There’s this birth control pill that makes you only have four periods a year. You’re welcome. I think it’s intended for women who are just so freaking busy that they can’t be bothered with bodily functions. These are probably the same people who take DriUp tablets so they don’t have to urinate as often, too. Here’s the catch with this God-doesn’t-know-what-He’s-doing-with-our-plumbing-so-we’re-gonna-change-things-up-a-bit pill: it makes you have four periods a year, but it’s the same amount of blood. Read the fine print. So instead of having one period a month, you have three periods all at the same time, once per fiscal quarter. You basically sit in a kiddie pool for a week of your life, four times a year, wallowing in your own filth.
That’s what it’s like when I get sick. Well, without the kiddie pool. But still going with the wallowing in filth, especially since I can’t remember how long it’s been since I brushed my teeth and I might have been wearing this same shirt for three days now.
I never get sick. Ever. My immune system is so good, I could lick shopping carts in the Walmart parking lot and nothing would happen to me. So when I do get sick, it’s probably from bubonic plague or some disease that’s been wiped out in every country on Earth except for three small ones where you still buy your bride after checking her teeth.

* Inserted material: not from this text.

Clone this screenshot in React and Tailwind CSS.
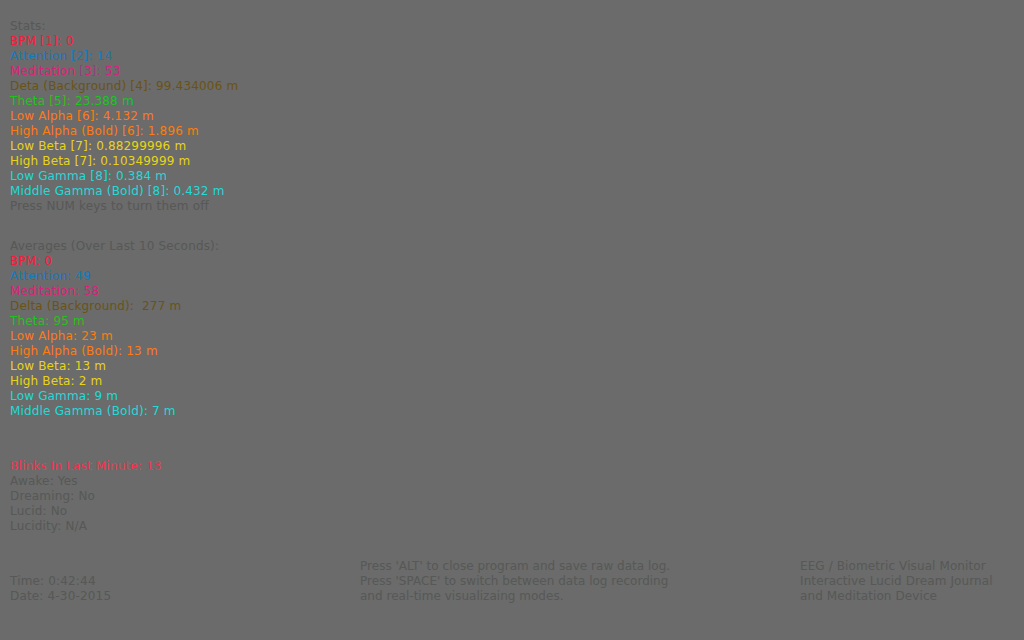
import React from 'react';

const RED = 'text-[#f01e3c]';
const BLUE = 'text-[#0f7cc0]';
const PINK = 'text-[#dc1f7c]';
const BROWN = 'text-[#6b5315]';
const GREEN = 'text-[#1fc21f]';
const ORANGE = 'text-[#ff7b12]';
const YELLOW = 'text-[#e8d415]';
const CYAN = 'text-[#26d8d8]';
const DIM = 'text-[#575857]';

const stats = [
    { text: 'Stats:', c: DIM },
    { text: 'BPM [1]: 0', c: RED },
    { text: 'Attention [2]: 14', c: BLUE },
    { text: 'Meditation [3]: 53', c: PINK },
    { text: 'Deta (Background) [4]: 99.434006 m', c: BROWN },
    { text: 'Theta [5]: 23.388 m', c: GREEN },
    { text: 'Low Alpha [6]: 4.132 m', c: ORANGE },
    { text: 'High Alpha (Bold) [6]: 1.896 m', c: ORANGE },
    { text: 'Low Beta [7]: 0.88299996 m', c: YELLOW },
    { text: 'High Beta [7]: 0.10349999 m', c: YELLOW },
    { text: 'Low Gamma [8]: 0.384 m', c: CYAN },
    { text: 'Middle Gamma (Bold) [8]: 0.432 m', c: CYAN },
    { text: 'Press NUM keys to turn them off', c: DIM },
];

const averages = [
    { text: 'Averages (Over Last 10 Seconds):', c: DIM },
    { text: 'BPM: 0', c: RED },
    { text: 'Attention: 49', c: BLUE },
    { text: 'Meditation: 58', c: PINK },
    { text: 'Delta (Background):  277 m', c: BROWN },
    { text: 'Theta: 95 m', c: GREEN },
    { text: 'Low Alpha: 23 m', c: ORANGE },
    { text: 'High Alpha (Bold): 13 m', c: ORANGE },
    { text: 'Low Beta: 13 m', c: YELLOW },
    { text: 'High Beta: 2 m', c: YELLOW },
    { text: 'Low Gamma: 9 m', c: CYAN },
    { text: 'Middle Gamma (Bold): 7 m', c: CYAN },
];

const status = [
    { text: 'Blinks In Last Minute: 13', c: 'text-[#f23350]' },
    { text: 'Awake: Yes', c: DIM },
    { text: 'Dreaming: No', c: DIM },
    { text: 'Lucid: No', c: DIM },
    { text: 'Lucidity: N/A', c: DIM },
];

const Block = ({ lines, className = '' }) => (
    <div className={className}>
        {lines.map((l, i) => (
            <div key={i} className={`${l.c} whitespace-pre`}>{l.text}</div>
        ))}
    </div>
);

const App = () => {
    return (
        <div
            className="w-[1024px] h-[640px] bg-[#6a6b6a] overflow-hidden px-[10px] pt-[19px] text-[12px] leading-[15px] tracking-[0.17px]"
            style={{ fontFamily: '"DejaVu Sans", Verdana, sans-serif' }}
        >
            <Block lines={stats} />
            <Block lines={averages} className="mt-[25px]" />
            <Block lines={status} className="mt-[40px]" />

            <div className={`flex items-end mt-[25px] ${DIM}`}>
                <div className="w-[350px]">
                    <div>Time: 0:42:44</div>
                    <div>Date: 4-30-2015</div>
                </div>
                <div className="w-[440px] tracking-[0.02px]">
                    <div>Press 'ALT' to close program and save raw data log.</div>
                    <div>Press 'SPACE' to switch between data log recording</div>
                    <div>and real-time visualizaing modes.</div>
                </div>
                <div className="tracking-[0.1px]">
                    <div>EEG / Biometric Visual Monitor</div>
                    <div>Interactive Lucid Dream Journal</div>
                    <div>and Meditation Device</div>
                </div>
            </div>
        </div>
    );
};

export default App;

But now, it’s happened. I have my tri-annual illness, and this time it’s really trying to kill me. I have self-medicated with hot tea and with whiskey, (not always at the same time, but sometimes) and I invested in a menthol vapor thing for my bedroom. I cough up stuff, I sneeze out stuff, and now, thanks to lack of exercise and the birth of two children, I pee stuff when I cough. I’m just going to go ahead and sit in the kiddie pool and ride this one out.